▶ [INSTRUCTIONS FOR THE TASK]: Note each line that includes the word "styles". Copy those lines.

▶ [RECORDED INFORMATION]:
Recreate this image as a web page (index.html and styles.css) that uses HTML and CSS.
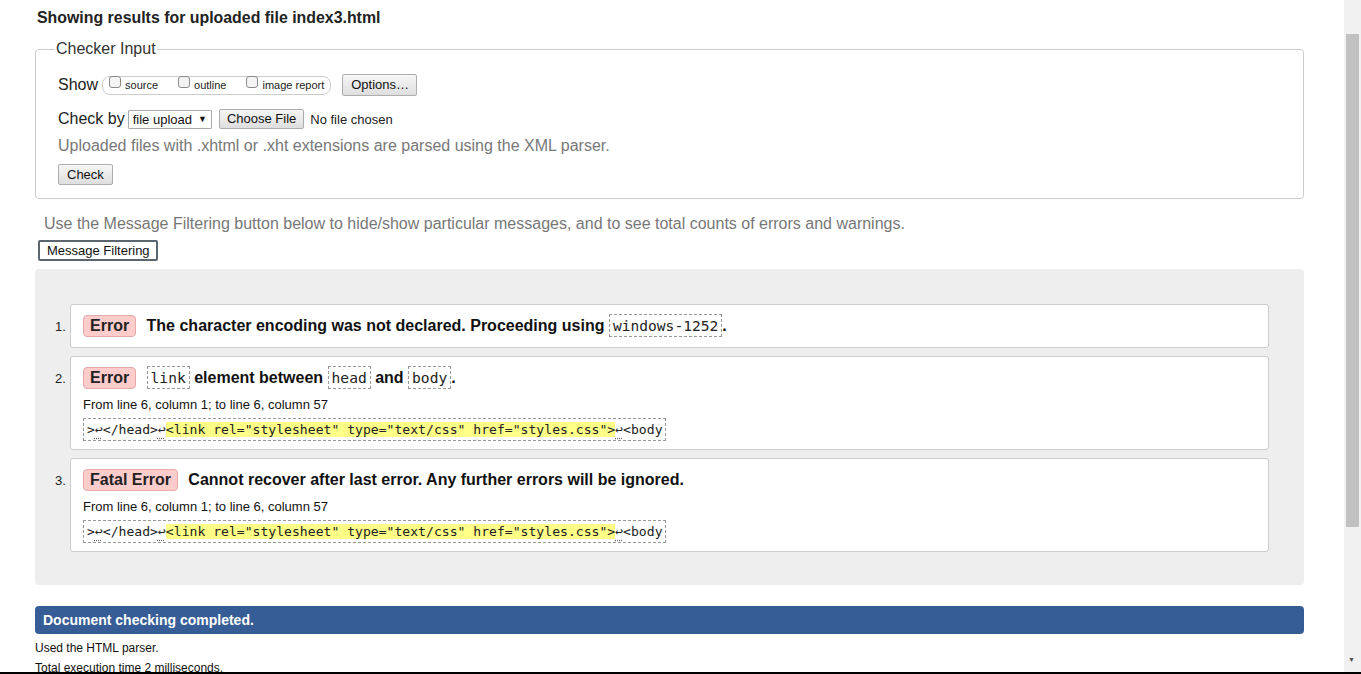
FILE: index.html
```html
<!DOCTYPE html>
<html>
<head>
<meta charset="utf-8">
<title>Validator results</title>
<link rel="stylesheet" href="styles.css">
</head>
<body>
<div class="page">
  <h2 class="heading">Showing results for uploaded file index3.html</h2>
  <fieldset class="input">
    <legend>Checker Input</legend>
    <div class="row show-row">
      <span class="lbl">Show</span>
      <span class="pill">
        <label><span class="cb"></span>source</label>
        <label><span class="cb"></span>outline</label>
        <label><span class="cb"></span>image report</label>
      </span>
      <span class="btn opt">Options…</span>
    </div>
    <div class="row check-row">
      <span class="lbl">Check by</span>
      <span class="select">file upload <span class="arrow">▼</span></span>
      <span class="btn choose">Choose File</span>
      <span class="nofile">No file chosen</span>
    </div>
    <p class="hint">Uploaded files with .xhtml or .xht extensions are parsed using the XML parser.</p>
    <span class="btn check">Check</span>
  </fieldset>
  <p class="filter-note">Use the Message Filtering button below to hide/show particular messages, and to see total counts of errors and warnings.</p>
  <span class="btn filter">Message Filtering</span>
  <div class="results">
    <ol class="msgs">
      <li class="msg">
        <span class="num">1.</span>
        <div class="card">
          <p class="title"><span class="badge">Error</span> The character encoding was not declared. Proceeding using <code>windows-1252</code>.</p>
        </div>
      </li>
      <li class="msg">
        <span class="num">2.</span>
        <div class="card">
          <p class="title"><span class="badge">Error</span> <code>link</code> element between <code>head</code> and <code>body</code>.</p>
          <p class="loc">From line 6, column 1; to line 6, column 57</p>
          <p class="extract"><code class="ex">&gt;<u>↩</u>&lt;/head&gt;<u>↩</u><b>&lt;link rel="stylesheet" type="text/css" href="styles.css"&gt;</b><u>↩</u>&lt;body</code></p>
        </div>
      </li>
      <li class="msg">
        <span class="num">3.</span>
        <div class="card">
          <p class="title"><span class="badge">Fatal Error</span> Cannot recover after last error. Any further errors will be ignored.</p>
          <p class="loc">From line 6, column 1; to line 6, column 57</p>
          <p class="extract"><code class="ex">&gt;<u>↩</u>&lt;/head&gt;<u>↩</u><b>&lt;link rel="stylesheet" type="text/css" href="styles.css"&gt;</b><u>↩</u>&lt;body</code></p>
        </div>
      </li>
    </ol>
  </div>
  <div class="done">Document checking completed.</div>
  <p class="stat">Used the HTML parser.</p>
  <p class="stat">Total execution time 2 milliseconds.</p>
</div>
<div class="scrollbar"><div class="thumb"></div><div class="down">▼</div></div>
<div class="bottom-line"></div>
</body>
</html>
```
FILE: styles.css
```css
html, body {
  margin: 0;
  padding: 0;
  height: 674px;
  overflow: hidden;
  background: #fff;
}
body {
  font-family: "Liberation Sans", Arial, sans-serif;
  color: #111;
}
.page {
  width: 1269px;
  padding: 0 0 0 35px;
}
.heading {
  font-size: 15.9px;
  font-weight: bold;
  margin: 0;
  padding: 9px 0 0 2px;
  line-height: 18px;
  color: #222;
}
.input {
  margin: 13px 0 0 0;
  border: 1px solid #ccc;
  border-radius: 4px;
  padding: 5px 21px 13px 22px;
  min-width: 0;
}
.input legend {
  font-size: 16px;
  color: #333;
  padding: 0 1px;
  margin-left: -3px;
  line-height: 18px;
}
.row {
  display: flex;
  align-items: center;
}
.lbl {
  font-size: 16px;
  color: #222;
  margin-right: 4px;
}
.show-row {
  height: 22px;
  margin-top: 11px;
}
.pill {
  display: inline-flex;
  align-items: center;
  border: 1px solid #ccc;
  border-radius: 8px;
  height: 17px;
  padding: 0 6px 0 6px;
  font-size: 11px;
  color: #222;
  gap: 20px;
}
.pill label {
  display: inline-flex;
  align-items: center;
  gap: 4px;
}
.cb {
  display: inline-block;
  width: 12px;
  height: 12px;
  border: 1px solid #8a8a8a;
  border-radius: 3px;
  background: #f4f4f4;
  box-sizing: border-box;
  position: relative;
  top: -3px;
}
.btn {
  display: inline-block;
  font-size: 13px;
  font-family: "Liberation Sans", Arial, sans-serif;
  color: #111;
  background: linear-gradient(#f6f6f6, #dedede);
  border: 1px solid #adadad;
  border-radius: 2px;
  padding: 0 8px;
  line-height: 18px;
}
.opt {
  margin-left: 11px;
  font-size: 13px;
  padding: 1px 7px 1px 8px;
}
.check-row {
  margin-top: 13px;
  height: 20px;
}
.select {
  display: inline-flex;
  align-items: center;
  height: 17px;
  border: 1px solid #aaa;
  border-radius: 1px;
  background: #fff;
  font-size: 13px;
  padding: 0 4px 0 4px;
  margin-left: -1px;
}
.select .arrow {
  font-size: 9px;
  margin-left: 6px;
}
.choose {
  margin-left: 7px;
  padding: 0 7px;
  line-height: 18px;
}
.nofile {
  font-size: 13px;
  margin-left: 6px;
  color: #222;
}
.hint {
  margin: 8px 0 0 0;
  font-size: 16px;
  color: #777;
  line-height: 18px;
}
.check {
  margin-top: 9px;
  padding: 1px 8px 0 8px;
}
.filter-note {
  margin: 15px 0 0 9px;
  font-size: 16px;
  color: #777;
  line-height: 20px;
}
.filter {
  margin: 6px 0 0 3px;
  background: #fff;
  border: 2px solid #5c6670;
  padding: 0 6px 0 7px;
  line-height: 17px;
  border-radius: 2px;
}
.results {
  margin-top: 8px;
  background: #eee;
  border-radius: 4px;
  padding: 35px 35px 33px 20px;
}
.msgs {
  list-style: none;
  margin: 0;
  padding: 0;
  display: flex;
  flex-direction: column;
  gap: 8px;
}
.msg {
  display: flex;
  align-items: flex-start;
}
.num {
  width: 15px;
  font-size: 13px;
  color: #222;
  padding-top: 15px;
}
.card {
  flex: 1;
  background: #fff;
  border: 1px solid #ccc;
  border-radius: 3px;
  padding: 9px 12px 9px 12px;
}
.title {
  margin: 0;
  font-size: 16px;
  font-weight: bold;
  line-height: 24px;
  color: #111;
}
.badge {
  display: inline-block;
  background: #fcc;
  border: 1px solid #e4aaaa;
  border-radius: 4px;
  padding: 0 6px;
  line-height: 20px;
  margin-right: 6px;
  color: #222;
}
.title code {
  font-family: "DejaVu Sans Mono", "Liberation Mono", monospace;
  font-weight: normal;
  font-size: 14.6px;
  border: 1px dashed #999;
  padding: 2px 3px;
  color: #222;
}
.loc {
  margin: 7px 0 0 0;
  font-size: 13px;
  line-height: 16px;
  color: #111;
}
.extract {
  margin: 5px 0 0 0;
  line-height: 22px;
  height: 22px;
}
.ex {
  font-family: "DejaVu Sans Mono", "Liberation Mono", monospace;
  font-size: 13.1px;
  border: 1px dashed #999;
  padding: 3px 2px 3px 3px;
  color: #222;
}
.ex u {
  text-decoration: underline dotted #666;
  text-underline-offset: 4px;
}
.ex b {
  font-weight: normal;
  background: #ff8;
}
.done {
  margin-top: 21px;
  background: #365d95;
  color: #fff;
  font-size: 14px;
  font-weight: bold;
  border-radius: 4px;
  padding: 0 8px;
  line-height: 28px;
}
.stat {
  margin: 0;
  font-size: 12px;
  line-height: 20px;
  padding-top: 0;
  color: #111;
}
.done + .stat {
  margin-top: 4px;
}
.scrollbar {
  position: fixed;
  top: 0;
  right: 0;
  width: 17px;
  height: 674px;
  background: #f1f1f1;
}
.thumb {
  position: absolute;
  left: 2px;
  top: 34px;
  width: 13px;
  height: 493px;
  background: #c1c1c1;
}
.down {
  position: absolute;
  left: 4px;
  top: 656px;
  font-size: 7px;
  color: #505050;
}
.bottom-line {
  position: fixed;
  left: 0;
  bottom: 0;
  width: 1361px;
  height: 2px;
  background: #000;
}
```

▶ [EXERCISE RESULT]:
Recreate this image as a web page (index.html and styles.css) that uses HTML and CSS.
<link rel="stylesheet" href="styles.css">
          <p class="extract"><code class="ex">&gt;<u>↩</u>&lt;/head&gt;<u>↩</u><b>&lt;link rel="stylesheet" type="text/css" href="styles.css"&gt;</b><u>↩</u>&lt;body</code></p>
          <p class="extract"><code class="ex">&gt;<u>↩</u>&lt;/head&gt;<u>↩</u><b>&lt;link rel="stylesheet" type="text/css" href="styles.css"&gt;</b><u>↩</u>&lt;body</code></p>
FILE: styles.css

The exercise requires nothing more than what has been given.